**Stated exercise:**
Pictures within the data are to be left out; everything else must be reproduced exactly.

**Collected material:**
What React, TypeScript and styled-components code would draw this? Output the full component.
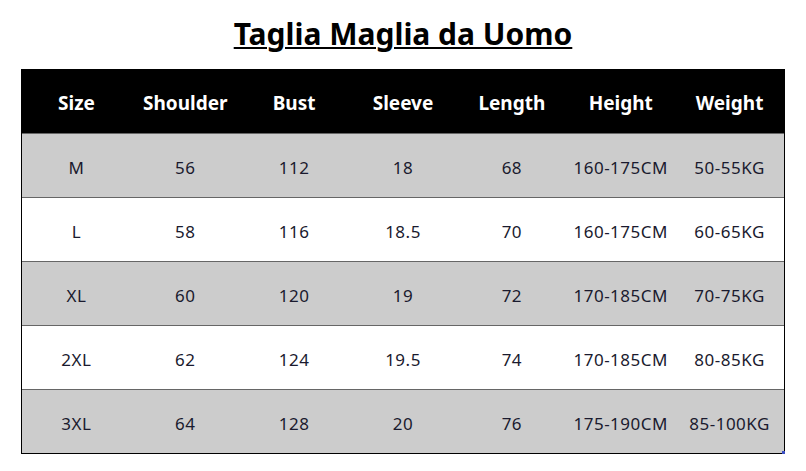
import React from 'react';
import styled, { createGlobalStyle } from 'styled-components';

const GlobalStyle = createGlobalStyle`
  html, body {
    margin: 0;
    padding: 0;
    background: #fff;
  }
  body {
    font-family: 'Noto Sans', 'Open Sans', sans-serif;
  }
`;

const headers = ['Size', 'Shoulder', 'Bust', 'Sleeve', 'Length', 'Height', 'Weight'];

const rows = [
  ['M', '56', '112', '18', '68', '160-175CM', '50-55KG'],
  ['L', '58', '116', '18.5', '70', '160-175CM', '60-65KG'],
  ['XL', '60', '120', '19', '72', '170-185CM', '70-75KG'],
  ['2XL', '62', '124', '19.5', '74', '170-185CM', '80-85KG'],
  ['3XL', '64', '128', '20', '76', '175-190CM', '85-100KG'],
];

const Page = styled.div`
  width: 806px;
  height: 471px;
  display: flex;
  flex-direction: column;
  align-items: center;
  padding-top: 12px;
  box-sizing: border-box;
`;

const Title = styled.h1`
  margin: 0 0 13px;
  font-size: 30px;
  line-height: 44px;
  font-weight: 700;
  color: #000;
  text-decoration: underline;
  text-decoration-thickness: 2px;
  text-underline-offset: 2px;
`;

const Table = styled.div`
  position: relative;
  width: 764px;
  border-left: 1px solid #000;
  border-right: 1px solid #000;
  border-bottom: 1px solid #000;
  box-sizing: border-box;
`;

const Row = styled.div<{ $variant: 'head' | 'gray' | 'white' }>`
  display: grid;
  grid-template-columns: repeat(7, 1fr);
  height: 64px;
  padding-top: 3px;
  align-items: center;
  background: ${({ $variant }) =>
    $variant === 'head' ? '#000' : $variant === 'gray' ? '#cccccc' : '#fff'};
  border-top: ${({ $variant }) => ($variant === 'head' ? 'none' : '1px solid #666')};
  box-sizing: border-box;
`;

const Cell = styled.div<{ $head?: boolean }>`
  text-align: center;
  white-space: nowrap;
  font-size: ${({ $head }) => ($head ? '19px' : '17px')};
  letter-spacing: ${({ $head }) => ($head ? '0' : '0.5px')};
  font-weight: ${({ $head }) => ($head ? 700 : 400)};
  color: ${({ $head }) => ($head ? '#fff' : '#1a1a2e')};
`;

const Corner = styled.span`
  position: absolute;
  right: -1px;
  bottom: -1px;
  width: 3px;
  height: 3px;
  background: #3b4fc4;
`;

const App = () => (
  <Page>
    <GlobalStyle />
    <Title>Taglia Maglia da Uomo</Title>
    <Table>
      <Row $variant="head">
        {headers.map((h) => (
          <Cell key={h} $head>
            {h}
          </Cell>
        ))}
      </Row>
      {rows.map((r, i) => (
        <Row key={r[0]} $variant={i % 2 === 0 ? 'gray' : 'white'}>
          {r.map((v, j) => (
            <Cell key={j}>{v}</Cell>
          ))}
        </Row>
      ))}
      <Corner />
    </Table>
  </Page>
);

export default App;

**Exercise result:**
What React, TypeScript and styled-components code would draw this? Output the full component.
import React from 'react';
import styled, { createGlobalStyle } from 'styled-components';

const GlobalStyle = createGlobalStyle`
  html, body {
    margin: 0;
    padding: 0;
    background: #fff;
  }
  body {
    font-family: 'Noto Sans', 'Open Sans', sans-serif;
  }
`;

const headers = ['Size', 'Shoulder', 'Bust', 'Sleeve', 'Length', 'Height', 'Weight'];

const rows = [
  ['M', '56', '112', '18', '68', '160-175CM', '50-55KG'],
  ['L', '58', '116', '18.5', '70', '160-175CM', '60-65KG'],
  ['XL', '60', '120', '19', '72', '170-185CM', '70-75KG'],
  ['2XL', '62', '124', '19.5', '74', '170-185CM', '80-85KG'],
  ['3XL', '64', '128', '20', '76', '175-190CM', '85-100KG'],
];

const Page = styled.div`
  width: 806px;
  height: 471px;
  display: flex;
  flex-direction: column;
  align-items: center;
  padding-top: 12px;
  box-sizing: border-box;
`;

const Title = styled.h1`
  margin: 0 0 13px;
  font-size: 30px;
  line-height: 44px;
  font-weight: 700;
  color: #000;
  text-decoration: underline;
  text-decoration-thickness: 2px;
  text-underline-offset: 2px;
`;

const Table = styled.div`
  position: relative;
  width: 764px;
  border-left: 1px solid #000;
  border-right: 1px solid #000;
  border-bottom: 1px solid #000;
  box-sizing: border-box;
`;

const Row = styled.div<{ $variant: 'head' | 'gray' | 'white' }>`
  display: grid;
  grid-template-columns: repeat(7, 1fr);
  height: 64px;
  padding-top: 3px;
  align-items: center;
  background: ${({ $variant }) =>
    $variant === 'head' ? '#000' : $variant === 'gray' ? '#cccccc' : '#fff'};
  border-top: ${({ $variant }) => ($variant === 'head' ? 'none' : '1px solid #666')};
  box-sizing: border-box;
`;

const Cell = styled.div<{ $head?: boolean }>`
  text-align: center;
  white-space: nowrap;
  font-size: ${({ $head }) => ($head ? '19px' : '17px')};
  letter-spacing: ${({ $head }) => ($head ? '0' : '0.5px')};
  font-weight: ${({ $head }) => ($head ? 700 : 400)};
  color: ${({ $head }) => ($head ? '#fff' : '#1a1a2e')};
`;

const Corner = styled.span`
  position: absolute;
  right: -1px;
  bottom: -1px;
  width: 3px;
  height: 3px;
  background: #3b4fc4;
`;

const App = () => (
  <Page>
    <GlobalStyle />
    <Title>Taglia Maglia da Uomo</Title>
    <Table>
      <Row $variant="head">
        {headers.map((h) => (
          <Cell key={h} $head>
            {h}
          </Cell>
        ))}
      </Row>
      {rows.map((r, i) => (
        <Row key={r[0]} $variant={i % 2 === 0 ? 'gray' : 'white'}>
          {r.map((v, j) => (
            <Cell key={j}>{v}</Cell>
          ))}
        </Row>
      ))}
      <Corner />
    </Table>
  </Page>
);

export default App;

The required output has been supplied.